Какие в точности обстоятельства заставили и Максимова поспособствовать благу науки, пусть выясняют его биографы. Обстоятельства менялись стремительно, и ни в чем таком далее он не замечен. Изгибался в полном соответствии с «генеральной линией партии». И когда эта линия в 1937 году пронзила Гессена, Максимов без промедления воздал должное бывшему своему «единомышленнику».
Но в 1931 году они были рядом — подобно тому, как взаимно перпендикулярные оси координат пересекаются в одной точке. Этой точкой была Большая советская энциклопедия, в которой отдел естествознания в 1931 году возглавил Максимов, а за физику отвечал Гессен. И именно тогда Гессен написал для энциклопедии статью «Эфир».[55]
Эта статья разгневала молодых ленинградских физиков-теоретиков, и они ответили ехидной фототелеграммой. Вот как об этом событии поведал Гамов в письме товарищу Сталину в январе 1932 года.[56]
Дорогой товарищ!
Я поставлен в необходимость обратиться к Вам с письмом о том положении, в которое попала у нас в Союзе теоретическая физика. В течение нескольких лет на теоретическую физику ведутся непрекращающиеся нападки со стороны философов, объявляющих себя материалистами, но на деле беспрерывно скатывающихся в самые гнусные разновидности идеализма.
Причислив к таким философам Тимирязева и Гессена заодно, Гамов сообщил Сталину о «возмутительном факте» этого рода — о гессенской статье, «антинаучной чепухе, компрометирующей марксизм», напечатанной в издании, «предназначенном для просвещения широких масс и стоившем государству много денег».

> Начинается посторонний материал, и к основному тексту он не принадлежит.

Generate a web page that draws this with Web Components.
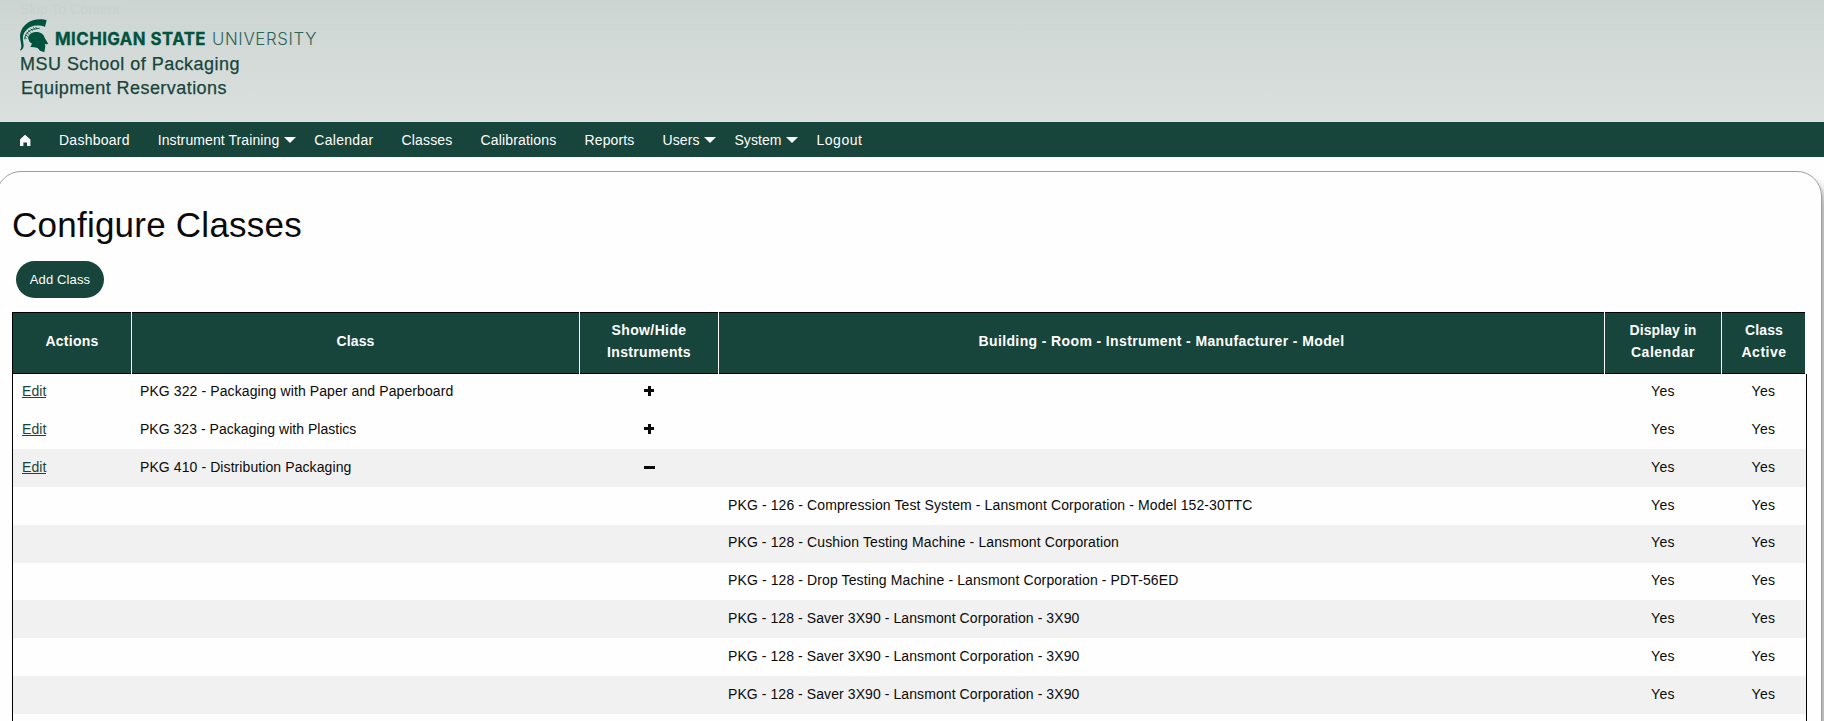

Когда я и несколько моих друзей-теоретиков, работающих в Ленинградском физико-техническом институте, увидели эту смехотворную статью, в которой утверждалось, что «физика только теперь приступает к изучению эфира», мы послали Гессену ироничную телеграмму: «Прочитав Вашу статью, с энтузиазмом приступаем к изучению эфира. Ждем руководящих указаний о флогистоне и теплороде» (теория флогистона и теплорода — это старинные теории, отвергнутые более ста лет тому назад и ставшие синонимом научного хлама). Посылая эту телеграмму, мы имели в виду этим открыть кампанию против фальсификации научного материализма. Но Гессен не растерялся: он пожаловался в Президиум Коммунистической Академии.